Brown believes the tunnels, plus Delta restoration, could help native fish rebound from the edge of extinction. But under Trump and a Republican-controlled Congress, federal protections for endangered species, including Delta fisheries, could be weakened. And if the tunnels are built, Central Valley farmers can be counted on to amp up pressure to maximize water exports.
Brown and his successor would need to provide ironclad assurances that they would operate system in ways that protect the environment. The tunnels could export no more than 9,000 cubic feet per second. That’s a reduction from an initial plan, and far less than the 23,000 cubic feet per second contemplated in 1982 when voters rejected the peripheral canal that Brown advocated when he was governor the first time. But it’s still a river’s worth of water, too much in the view of many Northern Californians.
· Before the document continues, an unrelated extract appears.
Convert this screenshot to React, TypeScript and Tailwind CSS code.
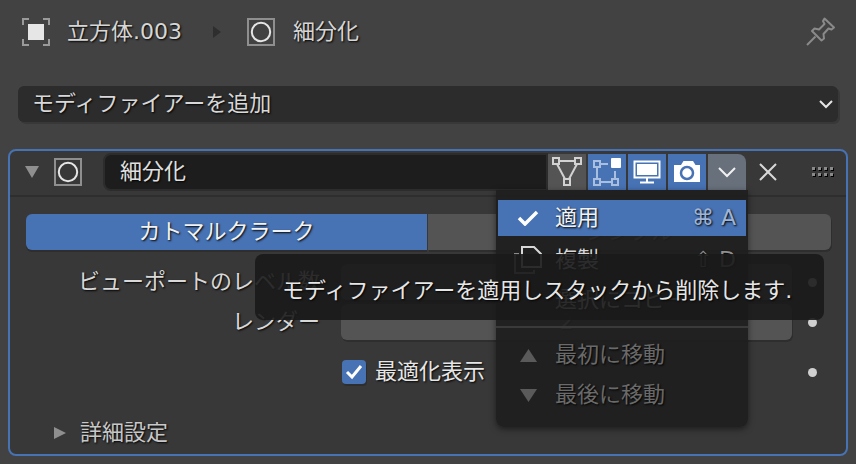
import { ReactNode } from "react"

const fontStack = "font-['DejaVu_Sans','Noto_Sans_CJK_JP',sans-serif]"

function ModifierIcon() {
  return (
    <svg width="28" height="28" viewBox="0 0 28 28" fill="none">
      <rect x="1" y="1" width="26" height="26" stroke="#8f8f8f" strokeWidth="2" />
      <circle cx="14" cy="14" r="9.2" stroke="#e6e6e6" strokeWidth="2" />
    </svg>
  )
}

function ObjectIcon() {
  return (
    <svg width="28" height="28" viewBox="0 0 28 28" fill="none">
      <path d="M1 7V1H7M21 1H27V7M27 21V27H21M7 27H1V21" stroke="#9a9a9a" strokeWidth="2" />
      <rect x="6" y="6" width="16" height="16" fill="#e6e6e6" />
    </svg>
  )
}

function PinIcon() {
  return (
    <svg width="30" height="30" viewBox="0 0 30 30" fill="none" stroke="#8a8a8a" strokeWidth="2">
      <path d="M1 28L9.5 19.5" />
      <path d="M18.5 1.5L28 10.5L25.5 12.5L22.5 11.5L17.5 17L18 21.5L15.5 23.5L6 14L8.5 11.5L13 12.5L18.5 7L17 4Z" strokeLinejoin="round" />
    </svg>
  )
}

function CageIcon() {
  return (
    <svg width="30" height="30" viewBox="0 0 30 30" fill="none" stroke="#d2d2d2" strokeWidth="2">
      <rect x="1" y="1" width="6" height="6" />
      <rect x="23" y="1" width="6" height="6" />
      <rect x="12" y="22" width="6" height="6" />
      <path d="M7 4H23M5 7L13 22M25 7L17 22" />
    </svg>
  )
}

function EditModeIcon() {
  return (
    <svg width="30" height="30" viewBox="0 0 30 30" fill="none" stroke="#a9bfe0" strokeWidth="2">
      <rect x="2" y="4" width="6" height="6" />
      <rect x="2" y="22" width="6" height="6" />
      <rect x="20" y="22" width="6" height="6" />
      <path d="M8 7H16M5 10V22M8 25H20M23 14V22" />
      <rect x="19" y="1" width="10" height="10" rx="1" fill="#ffffff" stroke="none" />
    </svg>
  )
}

function MonitorIcon() {
  return (
    <svg width="28" height="24" viewBox="0 0 28 24" fill="none">
      <rect x="1.5" y="1.5" width="25" height="16" stroke="#ffffff" strokeWidth="2" />
      <rect x="4" y="4" width="20" height="11" fill="#ffffff" />
      <path d="M14 18V22M7 22.5H21" stroke="#ffffff" strokeWidth="2" />
    </svg>
  )
}

function CameraIcon() {
  return (
    <svg width="28" height="24" viewBox="0 0 28 24" fill="none">
      <path d="M1 5H8L10.5 1H20L22.5 5H27V22H1Z" fill="#ffffff" />
      <circle cx="14" cy="13" r="6" stroke="#4772b3" strokeWidth="2.5" />
    </svg>
  )
}

function HeaderButton({ blue, children }: { blue?: boolean; children: ReactNode }) {
  return (
    <div className={`flex h-[36px] w-[38px] items-center justify-center ${blue ? "bg-[#4772b3]" : "bg-[#545454]"}`}>
      {children}
    </div>
  )
}

function PropRow({ label, value }: { label: string; value: string }) {
  return (
    <div className="flex h-[36px] items-center">
      <div className="w-[310px] whitespace-nowrap text-right text-[#d8d8d8]">{label}</div>
      <div className="ml-[21px] flex h-full w-[451px] items-center justify-center rounded-[6px] bg-[#545454] text-[#e0e0e0] shadow-[1px_2px_0_#2e2e2e]">
        {value}
      </div>
      <div className="ml-[16px] h-[9px] w-[9px] rounded-full bg-[#d0d0d0]" />
    </div>
  )
}

function MenuItem({ icon, label, shortcut, dim }: { icon?: ReactNode; label: string; shortcut?: string; dim?: boolean }) {
  return (
    <div className={`flex h-[40px] items-center pl-[18px] pr-[12px] ${dim ? "text-[#6a6a6a]" : "text-[#d8d8d8]"}`}>
      <div className="flex w-[41px] items-center">{icon}</div>
      <span>{label}</span>
      {shortcut && <span className="ml-auto text-[#8f8f8f]">{shortcut}</span>}
    </div>
  )
}

export default function App() {
  return (
    <div className={`relative h-[464px] w-[856px] overflow-hidden bg-[#424242] text-[22px] leading-none [text-shadow:1px_1px_2px_#000000] ${fontStack}`}>
      <div className="flex h-[64px] items-center pl-[22px] pr-[20px] text-[#d6d6d6]">
        <ObjectIcon />
        <span className="ml-[17px]">立方体.003</span>
        <svg className="ml-[31px]" width="8" height="12" viewBox="0 0 8 12">
          <path d="M0 0L8 6L0 12Z" fill="#2e2e2e" />
        </svg>
        <div className="ml-[26px]">
          <ModifierIcon />
        </div>
        <span className="ml-[18px]">細分化</span>
        <div className="ml-auto">
          <PinIcon />
        </div>
      </div>

      <div className="mx-[18px] mt-[22px] flex h-[36px] items-center justify-between rounded-[6px] bg-[#2c2c2c] pl-[14px] pr-[5px] text-[#d8d8d8] shadow-[2px_2px_0_#383838]">
        <span>モディファイアーを追加</span>
        <svg width="14" height="10" viewBox="0 0 14 10" fill="none">
          <path d="M1 2L7 8L13 2" stroke="#e6e6e6" strokeWidth="2" />
        </svg>
      </div>

      <div className="mx-[8px] mt-[27px] h-[307px] rounded-[8px] border-2 border-[#4772b3] bg-[#383838]">
        <div className="flex h-[46px] items-center border-b-2 border-[#2e2e2e] pb-[3px]">
          <svg className="ml-[15px]" width="14" height="12" viewBox="0 0 14 12">
            <path d="M0 0H14L7 12Z" fill="#8f8f8f" />
          </svg>
          <div className="ml-[15px]">
            <ModifierIcon />
          </div>
          <div className="ml-[21px] flex h-[38px] w-[445px] items-center rounded-l-[8px] border-2 border-[#2c2c2c] bg-[#1d1d1d] pl-[15px] text-[#e0e0e0]">
            細分化
          </div>
          <div className="flex gap-[2px]">
            <HeaderButton>
              <CageIcon />
            </HeaderButton>
            <HeaderButton blue>
              <EditModeIcon />
            </HeaderButton>
            <HeaderButton blue>
              <MonitorIcon />
            </HeaderButton>
            <HeaderButton blue>
              <CameraIcon />
            </HeaderButton>
            <div className="flex h-[36px] w-[38px] items-center justify-center rounded-tr-[8px] bg-[#68707c]">
              <svg width="18" height="12" viewBox="0 0 18 12" fill="none">
                <path d="M1 2L9 10L17 2" stroke="#f0f0f0" strokeWidth="2" />
              </svg>
            </div>
          </div>
          <svg className="ml-[13px]" width="18" height="18" viewBox="0 0 18 18" fill="none">
            <path d="M1 1L17 17M17 1L1 17" stroke="#d8d8d8" strokeWidth="2" />
          </svg>
          <div className="ml-[35px] grid grid-cols-4 gap-x-[3px] gap-y-[3px]">
            {[0, 1, 2, 3, 4, 5, 6, 7].map((i) => (
              <div key={i} className="h-[3px] w-[3px] bg-[#8a8a8a] shadow-[1px_1px_0_#000]" />
            ))}
          </div>
        </div>

        <div className="ml-[16px] mr-[15px] mt-[17px] flex h-[36px] gap-[1px]">
          <div className="flex w-[401px] items-center justify-center rounded-l-[6px] bg-[#4772b3] text-[#f2f2f2] shadow-[0_2px_0_#2e2e2e]">
            カトマルクラーク
          </div>
          <div className="flex flex-1 items-center justify-center rounded-r-[6px] bg-[#545454] text-[#d8d8d8] shadow-[1px_2px_0_#2e2e2e]">
            シンプル
          </div>
        </div>

        <div className="mt-[14px] flex flex-col gap-[4px]">
          <PropRow label="ビューポートのレベル数" value="2" />
          <PropRow label="レンダー" value="2" />
        </div>

        <div className="mt-[20px] flex h-[24px] items-center">
          <div className="ml-[332px] flex h-[24px] w-[24px] items-center justify-center rounded-[4px] bg-[#4772b3] shadow-[1px_2px_0_#2e2e2e]">
            <svg width="18" height="16" viewBox="0 0 18 16" fill="none">
              <path d="M2 8L7 13L16 2" stroke="#ffffff" strokeWidth="3" />
            </svg>
          </div>
          <span className="ml-[9px] w-[433px] text-[#e6e6e6]">最適化表示</span>
          <div className="h-[9px] w-[9px] rounded-full bg-[#d0d0d0]" />
        </div>

        <div className="mt-[38px] flex items-center text-[#c8c8c8]">
          <svg className="ml-[44px]" width="12" height="12" viewBox="0 0 12 12">
            <path d="M0 0L12 6L0 12Z" fill="#8f8f8f" />
          </svg>
          <span className="ml-[14px]">詳細設定</span>
        </div>
      </div>

      {/* 드롭다운 메뉴 */}
      <div className="absolute left-[496px] top-[190px] h-[237px] w-[252px] rounded-b-[8px] bg-[#1f1f1f]/95 pt-[10px] shadow-[0_2px_6px_#00000080]">
        <div className="mx-[2px] flex h-[36px] items-center bg-[#4772b3] pl-[19px] pr-[10px] text-[#f2f2f2]">
          <svg width="22" height="16" viewBox="0 0 22 16" fill="none">
            <path d="M2 8L8 14L20 2" stroke="#ffffff" strokeWidth="3.5" />
          </svg>
          <span className="ml-[16px]">適用</span>
          <span className="ml-auto text-[#9fb4d6]">⌘ A</span>
        </div>
        <div className="mt-[4px]">
          <MenuItem
            label="複製"
            shortcut="⇧ D"
            icon={
              <svg width="28" height="28" viewBox="0 0 28 28" fill="none" stroke="#d8d8d8" strokeWidth="2">
                <path d="M8 1H20L27 8V21H8Z" />
                <path d="M5 8H1V27H20V24" stroke="#8a8a8a" />
              </svg>
            }
          />
          <MenuItem label="選択にコピー" />
        </div>
        <div className="mt-[6px] h-[2px] bg-[#3a3a3a]" />
        <div className="mt-[7px]">
          <MenuItem
            dim
            label="最初に移動"
            icon={
              <svg className="ml-[6px]" width="17" height="13" viewBox="0 0 17 13">
                <path d="M8.5 0L17 13H0Z" fill="#5a5a5a" />
              </svg>
            }
          />
          <MenuItem
            dim
            label="最後に移動"
            icon={
              <svg className="ml-[6px]" width="17" height="13" viewBox="0 0 17 13">
                <path d="M0 0H17L8.5 13Z" fill="#5a5a5a" />
              </svg>
            }
          />
        </div>
      </div>

      {/* 툴팁 */}
      <div className="absolute left-[255px] top-[254px] flex h-[66px] w-[569px] items-center rounded-[8px] bg-[#191919]/90 pl-[27px] pt-[8px] text-[#e6e6e6]">
        モディファイアーを適用しスタックから削除します.
      </div>
    </div>
  )
}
Nine years later, other questions remain. One is financing. The Metropolitan Water District could raise rates on its 25 million customers. But the MWD won’t pay for the tunnels alone, and farmers would balk at paying unless they are assured of more water. And if more water is sent south, wouldn’t that further damage the Delta and the fisheries that depend on water washing down the channels and sloughs?
To his credit, Brown sticks with the project. He leaves no doubt that he believes the tunnels are the best option. For all the chatter about how Brown insists on building the tunnels to cement his legacy, there is little political upside. The tunnels are costly and complicated. At the earliest, no shovel would touch the soil until the end of 2018, as Brown prepares to leave office.
For the Californians who won’t take the time to read 90,000 pages, the question will come down to this: Do they trust Brown’s judgment?